Blue Hill received two responses to requests for loan proposals for the project.
The First offered 1.4 percent interest for the first year and 3.3 percent afterward for the life of the loan.
Bar Harbor Bank & Trust offered 2.57 percent interest for 16 years with a chance to prepay any time.
Blue Hill went with Bar Harbor’s offer, but that comes with a requirement of getting bond counsel, which assures issuers and investors that all legal requirements are met. The cost for bond counsel is estimated at $3,000 to $4,000.
“We do a lot of business with Bar Harbor Bank & Trust,” Selectman Jim Schatz said. “We all have that feeling they should have given us a loan without a bond counsel tag.”
There was a fair amount of teeth-gnashing at the board’s weekly meeting Friday.

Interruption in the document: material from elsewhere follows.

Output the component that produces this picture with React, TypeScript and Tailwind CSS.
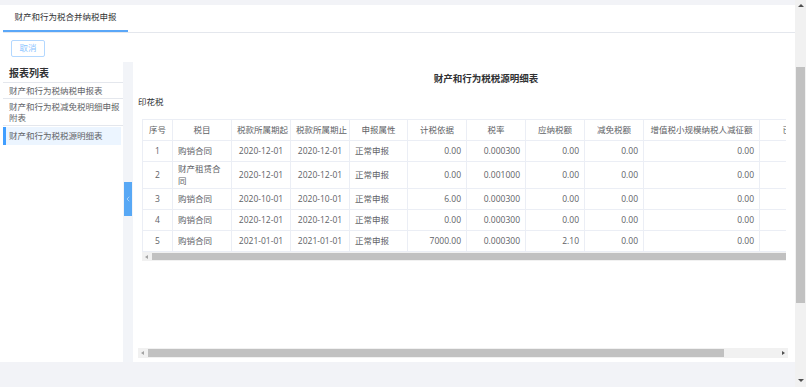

“Why is one bank willing to do it without bond counsel?” Schatz wondered.
“What have we ever done wrong?” Chairman Duane Gray asked.
Selectman John Bannister blamed the federal government loaning banks money at no interest in hopes of stimulating the economy, which has affected local banks’ relationships with their customers.
“In the old days, having a big balance with a bank meant something to them,” Bannister said. But today, the money they get from their deposits “means nothing.”